Drawing a Line Between Your Work and Your Personal Life

John Krautzel
Posted by in Career Advice


Your professional life will occupy approximately one out of every four hours of your life from the time you get your first job to the day you retire. With such a large commitment to work, it can be easy to let the lines between your professional life and your personal life blur until you're either bringing your personal affairs to the office or working through the weekend to catch up with your job. Neither of these is a healthy way to operate, and you're courting disaster if you let your professional life intrude on your private space or vice-versa. Here are a few tips on how to keep your worlds from colliding.

Keeping your personal life out of the office is one of those rules that seems easy to follow when you hear it, but it can be more difficult than you think. This is especially true when you've worked in one place for several years and have grown close to a number of your coworkers. The temptation to discuss personal matters—relationships, kids, or church—is natural. Try to keep private matters quarantined from your at-work conversations as much as possible. By adopting an "at-work" attitude when you step through the office door, you help your professional life by focusing only on the work that's waiting for you. Idle talk and distractions can thus be excluded to the advantage of your workflow.

At home, the situation is markedly different. Since the home is your private space, you should feel free to talk about any subject you like to anyone who's listening. Work, however, should be kept strictly off the schedule. While talking about work to your friends and family doesn't have any real drawbacks, taking time away from the important people in your life to actually do work can be destructive to even the happiest home. If you let your employer think you're still on the clock after you've gone home, it's a rare supervisor who won't be tempted to take advantage of your accessibility at least now and then. By making it clear to your employer that off the clock really means off the clock, you can draw a strict boundary that shows you respect your professional life too much to let it bleed out into other areas of your life.

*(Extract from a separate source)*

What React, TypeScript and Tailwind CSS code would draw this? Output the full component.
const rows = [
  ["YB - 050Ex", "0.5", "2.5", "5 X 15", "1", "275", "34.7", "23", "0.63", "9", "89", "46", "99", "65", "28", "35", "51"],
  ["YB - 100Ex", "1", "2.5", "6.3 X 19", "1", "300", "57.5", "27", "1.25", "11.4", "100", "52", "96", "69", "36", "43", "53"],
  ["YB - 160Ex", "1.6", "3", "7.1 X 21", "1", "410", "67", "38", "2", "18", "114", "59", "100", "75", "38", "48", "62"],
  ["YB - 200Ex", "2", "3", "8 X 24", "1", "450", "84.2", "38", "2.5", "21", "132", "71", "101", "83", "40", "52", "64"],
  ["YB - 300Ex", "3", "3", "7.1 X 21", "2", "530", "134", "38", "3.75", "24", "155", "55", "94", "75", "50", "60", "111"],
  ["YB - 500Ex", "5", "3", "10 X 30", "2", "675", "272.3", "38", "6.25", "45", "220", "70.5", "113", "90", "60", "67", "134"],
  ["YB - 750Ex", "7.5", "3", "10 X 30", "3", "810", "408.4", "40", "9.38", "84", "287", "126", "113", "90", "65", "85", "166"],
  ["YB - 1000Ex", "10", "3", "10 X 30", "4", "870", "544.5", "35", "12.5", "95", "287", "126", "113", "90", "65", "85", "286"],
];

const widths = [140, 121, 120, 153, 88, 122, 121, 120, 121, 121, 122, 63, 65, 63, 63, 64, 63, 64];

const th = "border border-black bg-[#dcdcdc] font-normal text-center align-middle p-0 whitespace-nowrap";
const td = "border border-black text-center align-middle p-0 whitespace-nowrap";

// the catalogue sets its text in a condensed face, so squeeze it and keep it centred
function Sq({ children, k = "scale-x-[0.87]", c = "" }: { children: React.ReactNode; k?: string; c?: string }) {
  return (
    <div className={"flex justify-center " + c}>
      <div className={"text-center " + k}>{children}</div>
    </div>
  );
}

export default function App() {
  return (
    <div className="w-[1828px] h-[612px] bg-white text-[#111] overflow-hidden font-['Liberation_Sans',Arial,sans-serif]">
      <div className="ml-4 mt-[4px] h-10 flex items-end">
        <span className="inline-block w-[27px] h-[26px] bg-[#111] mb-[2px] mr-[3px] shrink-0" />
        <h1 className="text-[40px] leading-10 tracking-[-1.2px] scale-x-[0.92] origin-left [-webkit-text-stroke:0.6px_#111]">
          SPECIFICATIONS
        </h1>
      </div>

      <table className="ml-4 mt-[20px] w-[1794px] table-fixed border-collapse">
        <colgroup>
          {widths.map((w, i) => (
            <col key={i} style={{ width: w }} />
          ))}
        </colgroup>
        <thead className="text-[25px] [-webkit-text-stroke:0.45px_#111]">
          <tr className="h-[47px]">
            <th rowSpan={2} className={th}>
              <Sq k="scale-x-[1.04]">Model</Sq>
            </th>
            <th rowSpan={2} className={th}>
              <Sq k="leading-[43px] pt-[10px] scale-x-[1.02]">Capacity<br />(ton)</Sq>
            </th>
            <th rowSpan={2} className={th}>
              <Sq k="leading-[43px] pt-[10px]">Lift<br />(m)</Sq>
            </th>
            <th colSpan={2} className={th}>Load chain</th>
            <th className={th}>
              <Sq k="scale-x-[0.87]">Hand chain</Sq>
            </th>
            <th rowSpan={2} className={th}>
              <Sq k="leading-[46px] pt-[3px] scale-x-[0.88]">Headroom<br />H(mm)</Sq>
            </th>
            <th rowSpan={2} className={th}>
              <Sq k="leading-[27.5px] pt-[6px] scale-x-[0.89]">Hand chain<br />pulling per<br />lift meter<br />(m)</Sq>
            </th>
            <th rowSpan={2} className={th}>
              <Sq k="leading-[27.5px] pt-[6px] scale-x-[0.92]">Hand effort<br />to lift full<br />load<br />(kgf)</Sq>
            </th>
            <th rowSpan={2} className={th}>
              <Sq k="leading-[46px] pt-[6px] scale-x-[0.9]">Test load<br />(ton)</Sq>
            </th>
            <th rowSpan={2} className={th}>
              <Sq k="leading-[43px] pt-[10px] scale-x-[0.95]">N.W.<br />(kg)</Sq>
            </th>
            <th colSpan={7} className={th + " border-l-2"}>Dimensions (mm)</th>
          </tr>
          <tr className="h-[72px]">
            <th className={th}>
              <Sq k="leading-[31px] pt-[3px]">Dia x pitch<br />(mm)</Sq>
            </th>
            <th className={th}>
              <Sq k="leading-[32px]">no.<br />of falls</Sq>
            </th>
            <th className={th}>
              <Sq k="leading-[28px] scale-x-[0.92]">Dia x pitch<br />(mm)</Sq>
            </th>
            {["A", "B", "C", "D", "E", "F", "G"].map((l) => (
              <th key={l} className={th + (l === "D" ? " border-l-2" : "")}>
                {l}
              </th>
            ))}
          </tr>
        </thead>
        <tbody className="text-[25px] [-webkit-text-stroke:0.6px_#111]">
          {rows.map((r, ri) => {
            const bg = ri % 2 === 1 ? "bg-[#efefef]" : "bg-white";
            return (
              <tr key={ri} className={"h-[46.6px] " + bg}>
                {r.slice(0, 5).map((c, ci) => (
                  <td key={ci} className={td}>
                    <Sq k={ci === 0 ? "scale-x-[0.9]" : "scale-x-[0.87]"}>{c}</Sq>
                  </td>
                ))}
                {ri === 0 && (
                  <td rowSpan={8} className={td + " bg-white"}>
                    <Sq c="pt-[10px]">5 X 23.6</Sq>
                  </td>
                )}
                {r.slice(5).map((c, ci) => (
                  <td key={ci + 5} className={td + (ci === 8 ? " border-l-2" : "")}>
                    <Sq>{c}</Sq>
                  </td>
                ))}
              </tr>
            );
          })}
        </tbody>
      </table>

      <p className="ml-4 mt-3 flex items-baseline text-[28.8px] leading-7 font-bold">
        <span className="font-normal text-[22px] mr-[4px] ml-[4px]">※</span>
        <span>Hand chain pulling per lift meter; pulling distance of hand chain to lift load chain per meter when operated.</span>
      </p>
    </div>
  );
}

The way you talk is the key to how others will look at you. If you bring up personal matters at work, for instance, those around you will probably do likewise assuming that you have a loose set of boundaries that they can cross at will. If you keep your words and your actions professional when you're among coworkers, however, you can send a subtle yet powerful signal that your privacy is important to you and that you would prefer to be left out of others' private drama as well.

It can be uncomfortable and difficult to draw adequate boundaries around your personal and professional life, but the results are well worth the effort. While your strictly business posture at work can put off some potential friends, others will come to understand that you take your professional life seriously and respect you all the more for it.